## Description of the task
Write out the opening lines of the data word for word, up to and including the line with "border-black align-middle pb-[20px]", and leave every picture and every later line out.

## Source material
● ● ● ● ● ● ●

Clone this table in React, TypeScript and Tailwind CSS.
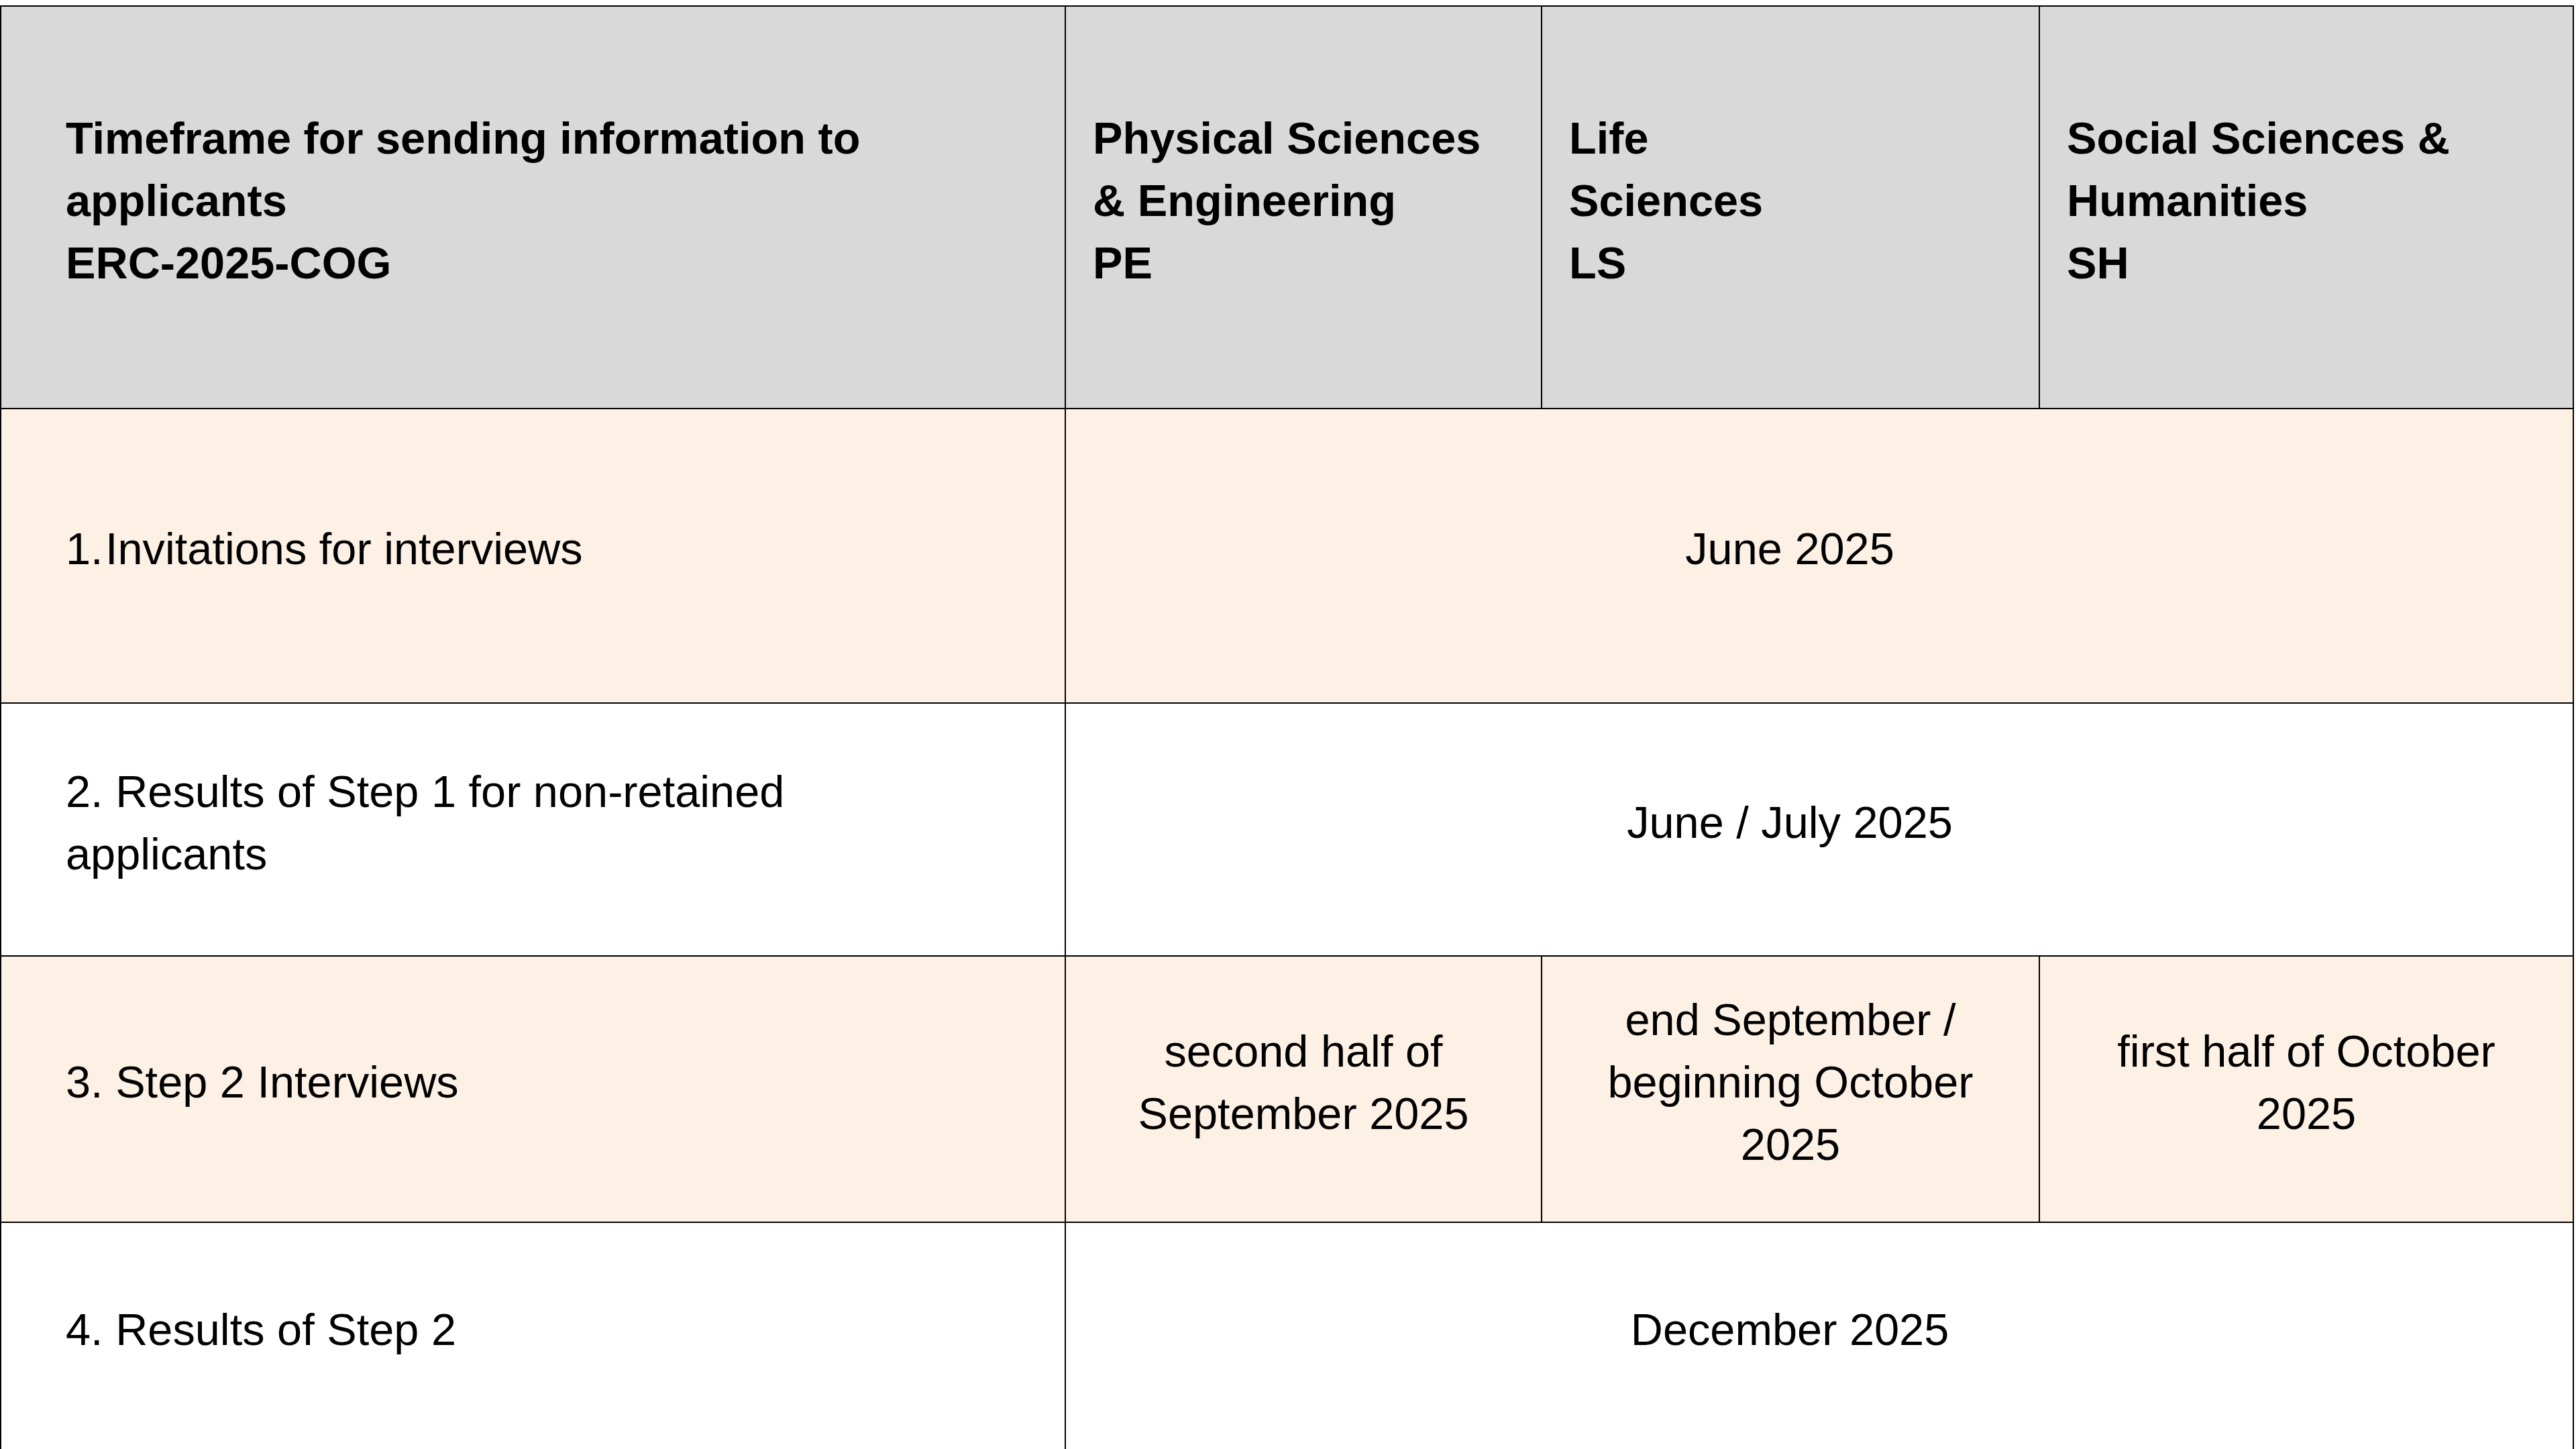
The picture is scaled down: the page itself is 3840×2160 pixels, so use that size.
export default function App() {
  const font = { fontFamily: '"Liberation Sans", Arial, sans-serif' };
  const cell = "border-2 border-black align-middle pb-[20px] pt-0";

  return (
    <div className="w-[3840px] h-[2160px] overflow-hidden bg-white pt-[8px]" style={font}>
      <table className="w-[3835px] table-fixed border-collapse text-[66.7px] leading-[93px] text-black">
        <colgroup>
          <col className="w-[1587px]" />
          <col className="w-[710px]" />
          <col className="w-[742px]" />
          <col className="w-[796px]" />
        </colgroup>
        <tbody>
          {/* header */}
          <tr className="h-[600px] bg-[#d9d9d9] font-bold">
            <td className={`${cell} pl-[96px] pr-[130px]`}>
              Timeframe for sending information to applicants
              <br />
              ERC-2025-COG
            </td>
            <td className={`${cell} pl-[40px] pr-[10px]`}>
              Physical Sciences
              <br />& Engineering
              <br />
              PE
            </td>
            <td className={`${cell} pl-[40px] pr-[10px]`}>
              Life
              <br />
              Sciences
              <br />
              LS
            </td>
            <td className={`${cell} pl-[40px] pr-[10px]`}>
              Social Sciences &
              <br />
              Humanities
              <br />
              SH
            </td>
          </tr>

          <tr className="h-[439px] bg-[#fdf0e4]">
            <td className={`${cell} pl-[96px] pr-[130px]`}>
              <div className="flex">
                <span className="w-[59px] shrink-0">1.</span>
                <span>Invitations for interviews</span>
              </div>
            </td>
            <td colSpan={3} className={`${cell} pl-[42px] pr-[130px] text-center`}>
              June 2025
            </td>
          </tr>

          <tr className="h-[377px] bg-white">
            <td className={`${cell} pl-[96px] pr-[130px]`}>
              2. Results of Step 1 for non-retained applicants
            </td>
            <td colSpan={3} className={`${cell} pl-[42px] pr-[130px] text-center`}>
              June / July 2025
            </td>
          </tr>

          <tr className="h-[397px] bg-[#fdf0e4]">
            <td className={`${cell} pl-[96px] pr-[130px]`}>3. Step 2 Interviews</td>
            <td className={`${cell} px-[20px] text-center`}>
              second half of
              <br />
              September 2025
            </td>
            <td className={`${cell} px-[20px] text-center`}>
              end September /
              <br />
              beginning October
              <br />
              2025
            </td>
            <td className={`${cell} px-[20px] text-center`}>
              first half of October
              <br />
              2025
            </td>
          </tr>

          <tr className="h-[340px] bg-white">
            <td className={`${cell} pl-[96px] pr-[130px]`}>4. Results of Step 2</td>
            <td colSpan={3} className={`${cell} pl-[42px] pr-[130px] text-center`}>
              December 2025
            </td>
          </tr>
        </tbody>
      </table>
    </div>
  );
}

● ● ● ● ● ● ●

## Result of the exercise
Clone this table in React, TypeScript and Tailwind CSS.
The picture is scaled down: the page itself is 3840×2160 pixels, so use that size.
export default function App() {
  const font = { fontFamily: '"Liberation Sans", Arial, sans-serif' };
  const cell = "border-2 border-black align-middle pb-[20px] pt-0";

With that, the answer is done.